There was a television series titled “The Naked City” that ran from the late 1950s to the early 1960s that was based on a 1940s movie of that name.  It followed the same semi-documentary format as the movie, including the refrain spoken at the end of each episode, “There are eight million stories in the naked city.”

The locale for the drama was New York City, and the eight million referenced the number of its citizens, the premise being that each life has a tale to tell.

I remember that television show and especially so the concluding phrase, and have often thought over the years when I have met a person or learned something about them, “there’s a story there.”

 

Enduring Love

This happened recently when I read certain details in an obituary of a woman unknown to me.  She was ninety-nine at the time of her death, and as is customary, there was a listing of her survivors, which included three children.  Following this, the entry read, “She was predeceased by an infant daughter.”

Given the woman’s age, I immediately thought that the death of that infant daughter had to have occurred decades earlier, as many perhaps as seventy-something, and this suggested there must be a story there.  Again given her age, her three living children could well be senior citizens themselves, with long life histories behind them.  That an infant who may not have lived long enough to have created much identity or imprint was named and cited with essentially equally standing with her adult children implies that the decedent mother had preserved the spirit of that child within her being all the decades of her living.

The capacity of the human spirit to embrace and love can be fierce and enduring, as this instance reveals.   At some point, this mother would have relinquished oversight of each of the three children who made it to adulthood, but a sense of care and custody for the memory of this one child who predeceased her as an infant, must have remained with her all the years of her living.

I experienced a sense of how enduring love can be while standing at my mother’s bedside close to her own time of death.  Knowing what was at hand, she said, “I just remember how brave Kenny was,” Kenny being my brother who, at barely two years old, had succumbed to leukemia some forty-four years earlier.

I think in this regard of what I knew of my mother’s family history.  She was born in 1910 in a rural community in far northern Maine.  She was the last of twelve children, only seven of whom lived to adulthood.  I wonder how it was that my grandmother was able to give life repeatedly and yet endure having so much of it being taken away without becoming dispirited, even fatalistic.  Still I believe that when her call came at the last, she counted as her legacy twelve children, including seven who predeceased her, but whose memories never diminished within her.

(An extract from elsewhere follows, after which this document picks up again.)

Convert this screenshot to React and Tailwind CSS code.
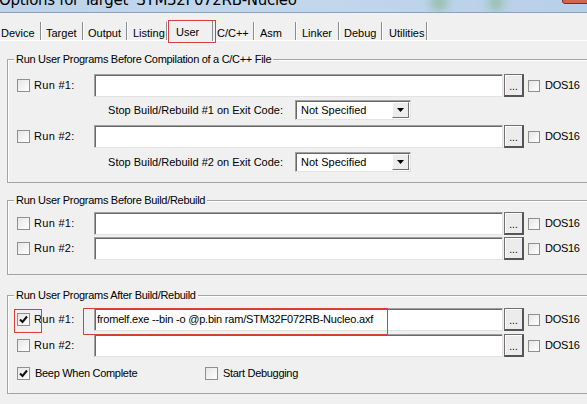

When a person experiences the kind of loss referenced above, it is like being cast into the wilderness.  It is a barren and dismal landscape that a parent looks upon when a child is taken from her or him.  That experience can never be left behind, no matter how much time passes or what other circumstances intervene.  Nor, as the above references demonstrate, would a parent voluntarily yield a memory of a lost child, even if it meant relief from all anguish.

 

Lenten Offering

This is the season of Lent.  It is a wilderness time in the church year, marked by discipline, introspection, and deprivation, hence the practice of giving something up.  It is a time for reflection about what we most value and a time to revisit the bedrock principles which we follow in life.  It is a time to assess what we would preserve even at profound cost, and what we would throw off in exchange for some personal gain or benefit.

I expect the mothers whose stories I referenced above never wavered about what their fundamental values were in respect to their attachment to their children, no matter how deep into the wilderness the journey of abiding love took them.

And I expect that when Jesus emerged from his forty days in the wilderness, he too was steeled for whatever might lie before him, which we know became a journey of sacrifice given that others might have life.

A question for any of us who would purport to be a faithful person is how fully and how deeply we are willing to take on the burden of others who cannot bear their own burdens or seek to keep alive the spirit of those whose spirits, literally or figuratively, have been beaten down to the point they cannot restore themselves without a compassionate hand to help them.